3. Let us draw a rough sketch of the (rhombus) quadrilateral ZEAL and mark the given measurements on it. Yes, we can draw the required rhombus, because its all sides are equal to 3.5 cm and a diagonal EL is known.

4. Let us draw the rough sketch of the quadrilateral PLAY and mark its measurements,
No, this quadrilateral cannot be drawn.
∵ Point P cannot be located. In ∆LPY, sum of the lengths of PL and PY is less than LY, i.e; (2 cm + 3 cm) < 6 cm.

Try These (Page 62)

Question 1.
“Construct a quadrilateral ABCD, given that BC = 4.5 cm, AD = 5.5 cm, CD = 5 cm, the diagonal AC = 5.5 cm and diagonal BD = 7 cm.” Can we draw the quadrilateral by drawing ∆ABD first and then find the fourth point C?
Solution:
Since, the measurement of AB is not given. ∴ We cannot locate the point B. Thus, the quadrilateral cannot be drawn. Question 2.
Can you construct a quadrilateral PQRS with PQ = 3 cm, RS = 3 cm, PS = 7.5 cm, PR = 8 cm and SQ = 4 cm? Justfy your answer?
Solution:
Yes, a quadrilateral PQRS can be drawn using PQ = 3 cm, RS = 3 cm, PS = 7.5 cm, PR = 8 cm and SQ = 4 cm.

Try These (Page 64)

Question 1.
Can you construct the following quadrilateral MIST if we have 100° at M instead of 75°?
Solution:
Yes, the quadrilateral MIST can be constructed with ∠M = 100° instead of 75°. Question 2.
Can you construct the quadrilateral PLAN if PL = 6 cm, LA = 9.5 cm, ∠P = 75° ∠L = 150° and ∠A = 140°? (Hint: Recall angle-sum property)
Solution:
Here, ∠p + ∠L + ∠A + ∠N
= 75° + 150° + 140° + ∠N = 365° + ∠N
But the sum of all the angles of a quadrilateral is 360°.
∴ Construction of quadrilateral PLAN is not possible. Question 3.
In a parallelogram, the lengths of adjacent sides are known. Do we still need measures of the angles to construct as in the Q – 1 above?
Solution:
No, the measures of three angles are not necessary in case of a parallelogram as its opposite sides are parallel.

Try These (Page 67)

Question 1.
How will you construct a rectangle PQRS if you know only the lengths PQ and QR? Solution:
A rectangle can be constructed by taking PQ as the length making an angle 90° at Q and cutting off QR, the breadth from the ray $$\overrightarrow{Q Y}$$.

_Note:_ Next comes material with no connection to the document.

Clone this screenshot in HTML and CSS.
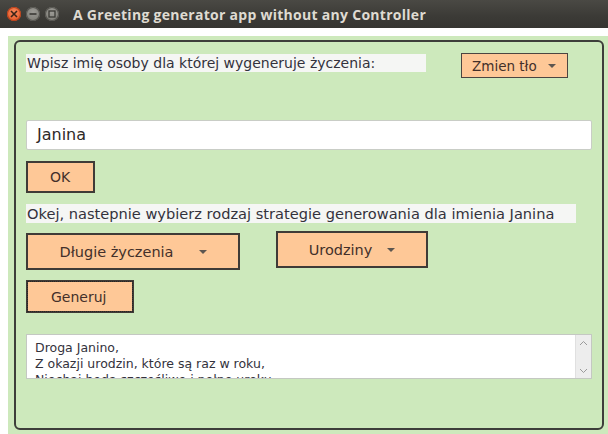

Remaining two points R and S can be located by taking P and R as centres and radii as QR and PQ respectively to draw arcs to intersect at S. Thus, PQRS is the required rectangle. Question 2.
Construct the kite EASY if AY = 8 cm, EY = 4 cm and SY = 6 cm. Which properties of the kite did you use in the process? Solution:
Following properties have been used in constructing the KITE:

1. Diagonals are at right angles.
2. One of the diagonal bisects the other.
3. Pairs of consecutive sides are equal.

Steps of construction: I. Draw a line segment AY = 8 cm.
II. Draw $$\overrightarrow{P Q}$$, the perpendicular bisector of AY such that it meets AY at O.
III. We cannot locate a point E on PQ at 4 cm from Y and A, i.e., EY = 4 cm = EA is not possible. It is possible only when E and O coincide. In that case the kite does not exist.